STATED GOAL: Read the material below and tally how many lines hold the word "this", giving the number and nothing else.

Rows from a dataset of pages and code

[BEGIN]

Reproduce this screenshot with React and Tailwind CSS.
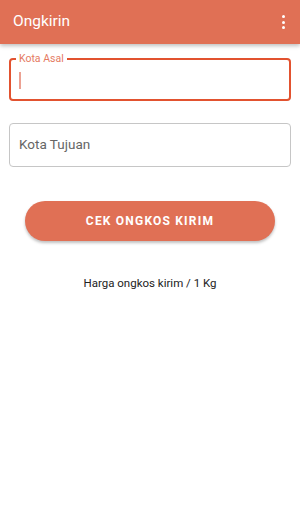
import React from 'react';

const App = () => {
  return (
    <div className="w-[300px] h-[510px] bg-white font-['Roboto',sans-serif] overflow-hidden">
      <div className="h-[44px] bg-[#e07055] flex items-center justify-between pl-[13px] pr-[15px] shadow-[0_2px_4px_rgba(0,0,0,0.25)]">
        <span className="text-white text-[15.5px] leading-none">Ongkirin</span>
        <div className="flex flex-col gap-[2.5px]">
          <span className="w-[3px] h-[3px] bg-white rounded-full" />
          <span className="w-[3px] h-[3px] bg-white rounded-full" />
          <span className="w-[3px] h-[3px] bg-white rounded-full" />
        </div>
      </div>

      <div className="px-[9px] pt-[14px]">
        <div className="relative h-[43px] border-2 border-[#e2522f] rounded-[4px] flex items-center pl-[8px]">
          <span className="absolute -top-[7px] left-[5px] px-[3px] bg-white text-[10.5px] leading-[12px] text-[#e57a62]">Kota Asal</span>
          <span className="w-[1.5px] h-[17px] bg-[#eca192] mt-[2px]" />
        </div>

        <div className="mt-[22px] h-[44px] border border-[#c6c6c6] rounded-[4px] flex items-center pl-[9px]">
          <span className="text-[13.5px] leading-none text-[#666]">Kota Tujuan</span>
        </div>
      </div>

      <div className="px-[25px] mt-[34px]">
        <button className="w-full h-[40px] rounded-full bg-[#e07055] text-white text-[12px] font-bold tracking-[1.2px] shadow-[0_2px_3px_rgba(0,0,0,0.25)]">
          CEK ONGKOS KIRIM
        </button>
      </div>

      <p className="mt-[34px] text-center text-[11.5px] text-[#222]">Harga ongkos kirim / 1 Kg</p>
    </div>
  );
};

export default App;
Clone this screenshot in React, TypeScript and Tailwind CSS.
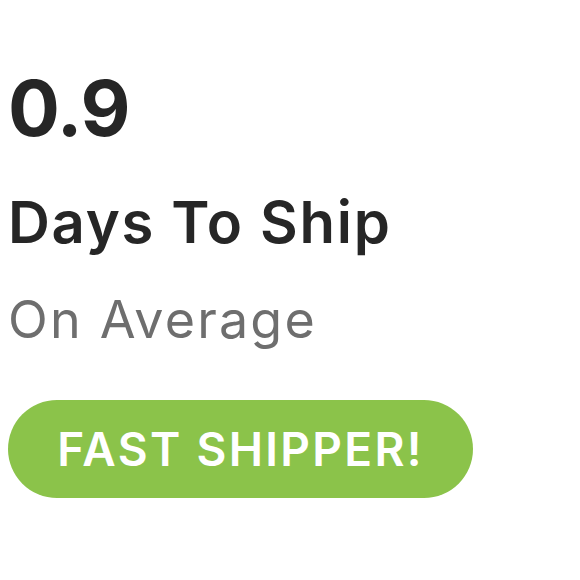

[END]

OUTPUT BELOW: 2